The nurse senses the moment. “Well, enjoy your food then,” he says. “I’ll check in on you later.”
That night after ravenously devouring a meal of bland white hospital food, Wilbo reads The True Believer from cover to cover. It takes him until 3:47 AM and his attention never leaves the page. It’s not that he is all that much interested in the subject matter, or that he feels any great investment in Hoffer’s train of thought. To be honest, he finds Hoffer’s style of writing rather maddening. The man uses expressions like the great leader, the true believer, men of conviction and passion. But he’s obviously talking about something negative, something bad for us, a dire warning of a great danger. Yet he won’t commit himself to his role as a lone prophet crying out in the wilderness. It’s all so objective. Some new little Hitler could just as well get a hold of this book and use it as a guidebook to fashion some brand new mass movement!

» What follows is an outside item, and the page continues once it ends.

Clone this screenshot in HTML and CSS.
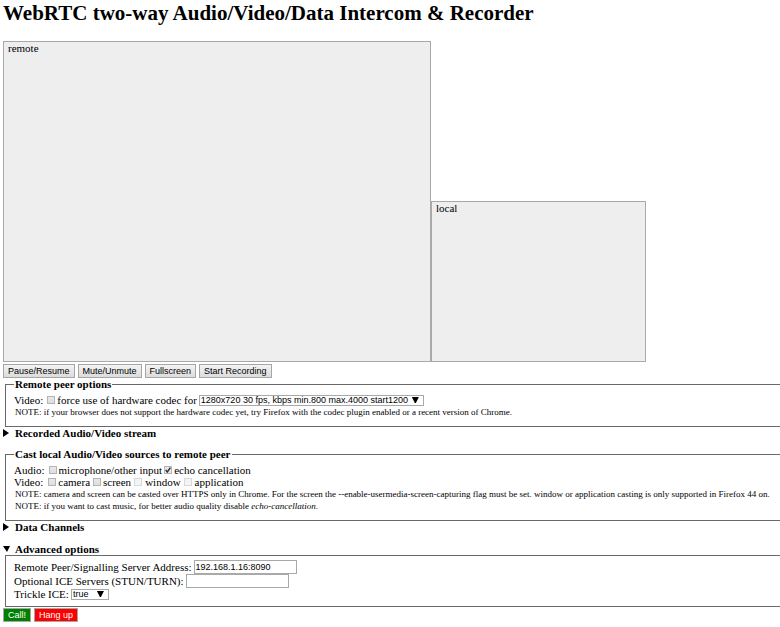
FILE: index.html
```html
<!DOCTYPE html>
<html lang="en">
<head>
<meta charset="utf-8">
<title>WebRTC two-way Audio/Video/Data Intercom &amp; Recorder</title>
<link rel="stylesheet" href="styles.css">
</head>
<body>
<h1>WebRTC two-way Audio/Video/Data Intercom &amp; Recorder</h1>
<div class="videos">
  <div class="video remote">remote</div>
  <div class="video local">local</div>
</div>
<div class="buttons">
  <button type="button">Pause/Resume</button>
  <button type="button">Mute/Unmute</button>
  <button type="button">Fullscreen</button>
  <button type="button">Start Recording</button>
</div>
<fieldset>
  <legend>Remote peer options</legend>
  <div class="row">
    <span class="name">Video:</span>
    <label class="check"><input type="checkbox">force use of hardware codec for</label>
    <span class="select"><select class="format" aria-label="Video format"><option>1280x720 30 fps, kbps min.800 max.4000 start1200</option></select></span>
  </div>
  <p class="note">NOTE: if your browser does not support the hardware codec yet, try Firefox with the codec plugin enabled or a recent version of Chrome.</p>
</fieldset>
<details>
  <summary>Recorded Audio/Video stream</summary>
</details>
<fieldset>
  <legend>Cast local Audio/Video sources to remote peer</legend>
  <div class="row">
    <span class="name">Audio:</span>
    <label class="check"><input type="checkbox">microphone/other input</label>
    <label class="check"><input type="checkbox" checked>echo cancellation</label>
  </div>
  <div class="row sources">
    <span class="name">Video:</span>
    <label class="check"><input type="checkbox">camera</label>
    <label class="check"><input type="checkbox">screen</label>
    <label class="check"><input type="checkbox" disabled>window</label>
    <label class="check"><input type="checkbox" disabled>application</label>
  </div>
  <p class="note">NOTE: camera and screen can be casted over HTTPS only in Chrome. For the screen the --enable-usermedia-screen-capturing flag must be set. window or application casting is only supported in Firefox 44 on.</p>
  <p class="note">NOTE: if you want to cast music, for better audio quality disable <i>echo-cancellation</i>.</p>
</fieldset>
<details>
  <summary>Data Channels</summary>
</details>
<details class="advanced" open>
  <summary>Advanced options</summary>
  <fieldset>
    <div class="row field"><label for="server">Remote Peer/Signalling Server Address:</label><input id="server" type="text" value="192.168.1.16:8090"></div>
    <div class="row field"><label for="ice">Optional ICE Servers (STUN/TURN):</label><input id="ice" type="text"></div>
    <div class="row"><label for="trickle">Trickle ICE:</label><span class="select"><select id="trickle"><option>true</option></select></span></div>
  </fieldset>
</details>
<div class="buttons">
  <button type="button" class="call">Call!</button>
  <button type="button" class="hangup">Hang up</button>
</div>
</body>
</html>
```
FILE: styles.css
```css
* {
  box-sizing: border-box;
}

body {
  margin: 0 0 0 3px;
  background: #fff;
  color: #000;
  font: 11px/12px "Liberation Serif", "Times New Roman", serif;
  overflow-x: hidden;
}

h1 {
  margin: 0 0 15px;
  font-size: 21px;
  line-height: 26px;
}

.videos {
  display: flex;
  align-items: flex-end;
  margin-bottom: 2px;
}

.video {
  padding: 0 4px;
  border: 1px solid #a9a9a9;
  background: #eee;
}

.remote {
  width: 428px;
  aspect-ratio: 428 / 321;
}

.local {
  width: 215px;
  aspect-ratio: 215 / 161;
}

.buttons {
  display: flex;
  gap: 3px;
}

button {
  height: 14px;
  margin: 0;
  padding: 0 4px;
  border: 1px solid #a6a6a6;
  border-radius: 0;
  background: linear-gradient(#f4f4f4, #dcdcdc);
  color: #000;
  font: 9px/12px "Liberation Sans", Arial, sans-serif;
  white-space: nowrap;
}

.call {
  background: #008000;
  color: #fff;
}

.hangup {
  background: #f00;
  color: #fff;
}

fieldset {
  min-width: 0;
  margin: 0 0 0 2px;
  padding: 4px 0 8px 8px;
  border: 1px solid #696969;
  border-right: 0;
}

legend {
  padding: 0 1px;
  font-weight: bold;
}

.row {
  display: flex;
  align-items: center;
  height: 12px;
  gap: 2px;
  white-space: nowrap;
}

.sources {
  gap: 3px;
}

.field {
  height: 14px;
}

.name {
  margin-right: 2px;
}

.check {
  display: flex;
  align-items: center;
  gap: 2px;
}

.check:has(:disabled) {
  gap: 3px;
}

.note {
  margin: 0 0 0 1px;
  font-size: 9px;
  white-space: nowrap;
}

input,
select {
  appearance: none;
  margin: 0;
  border: 1px solid #a9a9a9;
  border-radius: 0;
  background: #fff;
  color: #000;
  font: 9px/11px "Liberation Sans", Arial, sans-serif;
}

input[type="text"] {
  width: 103px;
  height: 14px;
  padding: 0 1px;
}

input[type="checkbox"] {
  width: 8px;
  height: 8px;
  border-color: #b4b4b4;
  background: linear-gradient(#e8e8e8, #dedede);
}

input[type="checkbox"]:checked {
  background: #e8e8e8 url("data:image/svg+xml,%3Csvg xmlns='http://www.w3.org/2000/svg' viewBox='0 0 6 6'%3E%3Cpath d='M.7 3l1.6 2L5.4.6' fill='none' stroke='%23333' stroke-width='1.5'/%3E%3C/svg%3E");
}

input[type="checkbox"]:disabled {
  border-color: #d8d8d8;
  background: #f4f4f4;
}

.select {
  display: grid;
  align-items: center;
}

.select::after {
  content: "";
  grid-area: 1 / 1;
  justify-self: end;
  width: 7px;
  height: 6px;
  margin-right: 5px;
  background: #000;
  clip-path: polygon(0 0, 7px 0, 4px 6px, 3px 6px);
  pointer-events: none;
}

select {
  grid-area: 1 / 1;
  height: 11px;
  padding: 0 19px 0 1px;
  line-height: 9px;
}

.format {
  width: 225px;
  padding-right: 12px;
}

summary {
  display: flex;
  align-items: center;
  gap: 5px;
  font-weight: bold;
}

summary::before {
  content: "";
  width: 7px;
  height: 8px;
  background: #000;
  clip-path: polygon(0 0, 6px 4px, 0 8px);
}

details[open] > summary::before {
  clip-path: polygon(0 1px, 7px 1px, 4px 7px);
}

details + fieldset {
  margin-top: 9px;
}

.advanced {
  margin: 10px 0 1px;
}

.advanced fieldset {
  padding-bottom: 6px;
}
```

But these thoughts don’t matter. What he feels the strongest in those chocolate-rich hours between 6:30 PM and 3:47 AM is the living presence of Carl Rogers, sitting next to him, perhaps staring into a fire, into the wee hours of the morning, sharing a mug of Tawny Port, talking about ideas, books, people, anything at all, talking in slow comfortable tones to a background of waves and wind.
At 3:47, when Wilbo finishes the book, he turns to the back sleeve and reads about the author.
At age seven, and for unknown reasons, Hoffer went blind. His eyesight inexplicably returned when he was fifteen. Fearing he would again go blind, he seized upon the opportunity to read as much as he could for as long as he could. His eyesight remained, but Hoffer never abandoned his habit of voracious reading. He was completely self-educated.
There is no picture of the author on the sleeve but there is an odd little space above the writing, where a picture should be. Wilbo stares at this space until a picture of Carl Rogers appears there. When it does, he allows the book to drop to his chest and he falls into a deep peaceful sleep.